The Greek housing market posted the second-worst performance among European Union (EU) countries in the third quarter of 2013, as according to Bank of Greece data prices fell at an annual rate of 9.2 per cent following five years of decline. Eurostat announced this week that Greece was only second to new EU member Croatia in terms of the drop in house prices.
At the same time a slowdown was observed in the rate of decline across the eurozone, with the average fall coming to just 1.3 per cent in Q3 compared to an annual slide of 2.4 per cent in the second quarter. Across the EU the drop amounted to no more than 0.5 per cent.
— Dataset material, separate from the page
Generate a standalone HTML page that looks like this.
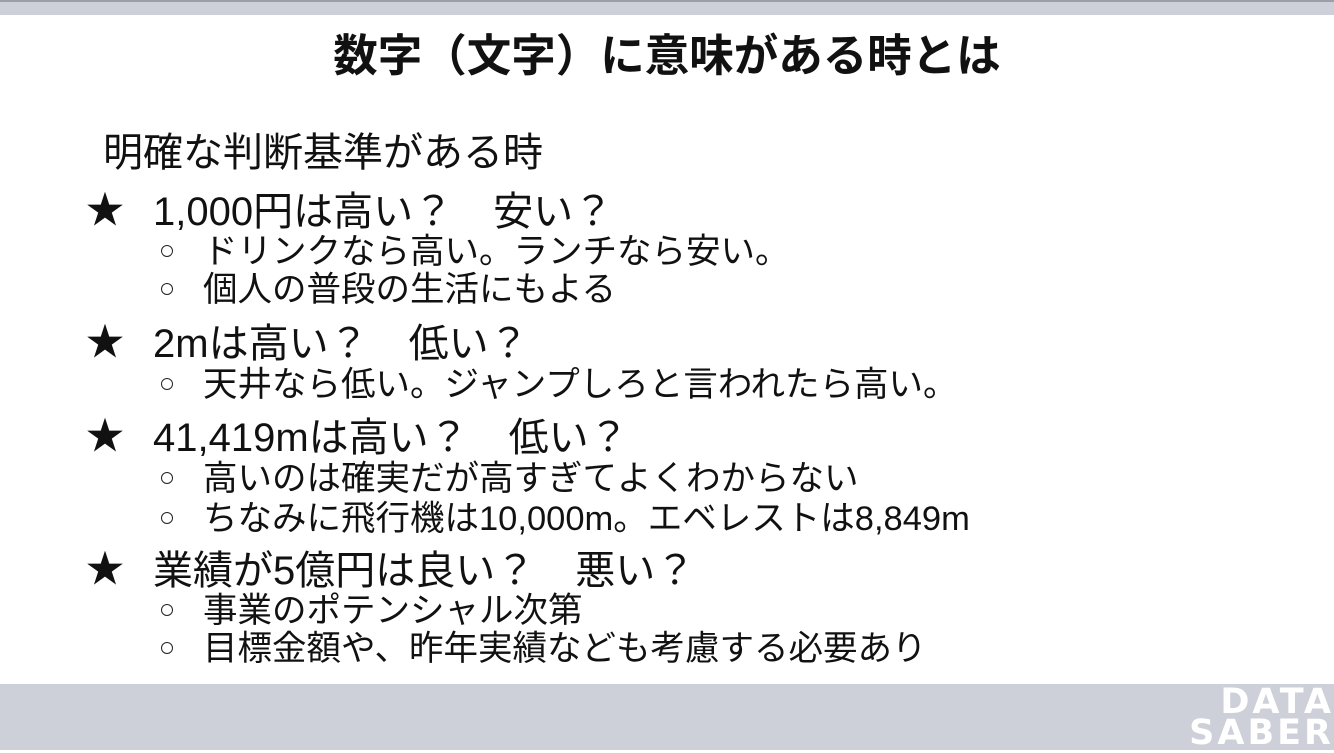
<!DOCTYPE html>
<html><head><meta charset="utf-8"><style>
html,body{margin:0;padding:0}
body{width:1334px;height:750px;position:relative;background:#fff;overflow:hidden;font-family:"Liberation Sans","Noto Sans CJK JP",sans-serif;color:#111}
.top{position:absolute;left:0;top:0;width:1334px;height:15px;background:#cdd0d9;border-top:2px solid #9a9ea8;box-sizing:border-box}
.bot{position:absolute;left:0;top:684px;width:1334px;height:66px;background:#cdd0d9}
.logo{position:absolute;right:0;top:687px;width:200px;color:#fff;font-family:"DejaVu Sans","Liberation Sans",sans-serif;font-weight:bold;font-size:35px;line-height:31px;letter-spacing:3px;text-align:right}
.l{position:absolute;white-space:nowrap;height:40px;line-height:40px}
.t{left:0;width:1334px;text-align:center;font-weight:bold;font-size:44.5px;top:37px}
.h{left:103px;font-size:40px}
.m{left:153px;font-size:40px}
.s{left:203px;font-size:34.5px}
.star{position:absolute;left:86px;font-size:38px;line-height:40px;height:40px}
.c{position:absolute;left:161px;width:10px;height:10px;border:1.5px solid #222;border-radius:50%}
</style></head><body>
<div class="top"></div>
<div class="l t">数字（文字）に意味がある時とは</div>
<div class="l h" style="top:133px">明確な判断基準がある時</div>

<div class="star" style="top:191px">★</div>
<div class="l m" style="top:192px">1,000円は高い？　安い？</div>
<div class="c" style="top:245px"></div>
<div class="l s" style="top:232px">ドリンクなら高い。ランチなら安い。</div>
<div class="c" style="top:283px"></div>
<div class="l s" style="top:270px">個人の普段の生活にもよる</div>

<div class="star" style="top:323px">★</div>
<div class="l m" style="top:324px">2mは高い？　低い？</div>
<div class="c" style="top:378px"></div>
<div class="l s" style="top:365px">天井なら低い。ジャンプしろと言われたら高い。</div>

<div class="star" style="top:417px">★</div>
<div class="l m" style="top:418px">41,419mは高い？　低い？</div>
<div class="c" style="top:472px"></div>
<div class="l s" style="top:459px">高いのは確実だが高すぎてよくわからない</div>
<div class="c" style="top:512px"></div>
<div class="l s" style="top:499px">ちなみに飛行機は10,000m。エベレストは8,849m</div>

<div class="star" style="top:550px">★</div>
<div class="l m" style="top:551px">業績が5億円は良い？　悪い？</div>
<div class="c" style="top:604px"></div>
<div class="l s" style="top:591px">事業のポテンシャル次第</div>
<div class="c" style="top:642px"></div>
<div class="l s" style="top:629px">目標金額や、昨年実績なども考慮する必要あり</div>

<div class="bot"></div>
<div class="logo">DATA<br>SABER</div>
</body></html>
The Greek property market picture is unlikely to change in the next few months, even though the total price decrease has reached 32 per cent across the country since the start of the financial crisis.
Bank of Greece data published in a recent report points to an average waiting time of 12 months from when properties are put on the market to the actual sale, compared with just five months in 2009. The situation in the market is rapidly deteriorating, as it was only two months earlier that the country’s central bank had estimated the average waiting period before a house is sold at 10 months.
Similarly, on average, buyers are able to negotiate 21.5 per cent off the asking price, while in early 2009 the difference was just 12.6 per cent.
The Bank of Greece noted that the market continues to be dominated by excessive supply and a considerable decline in demand, which should be attributed to the major increase in unemployment and the reduction in households’ disposable incomes, the rise in property taxes, the instability of the tax framework and the lack of cash flow given banks’ very strict loan terms.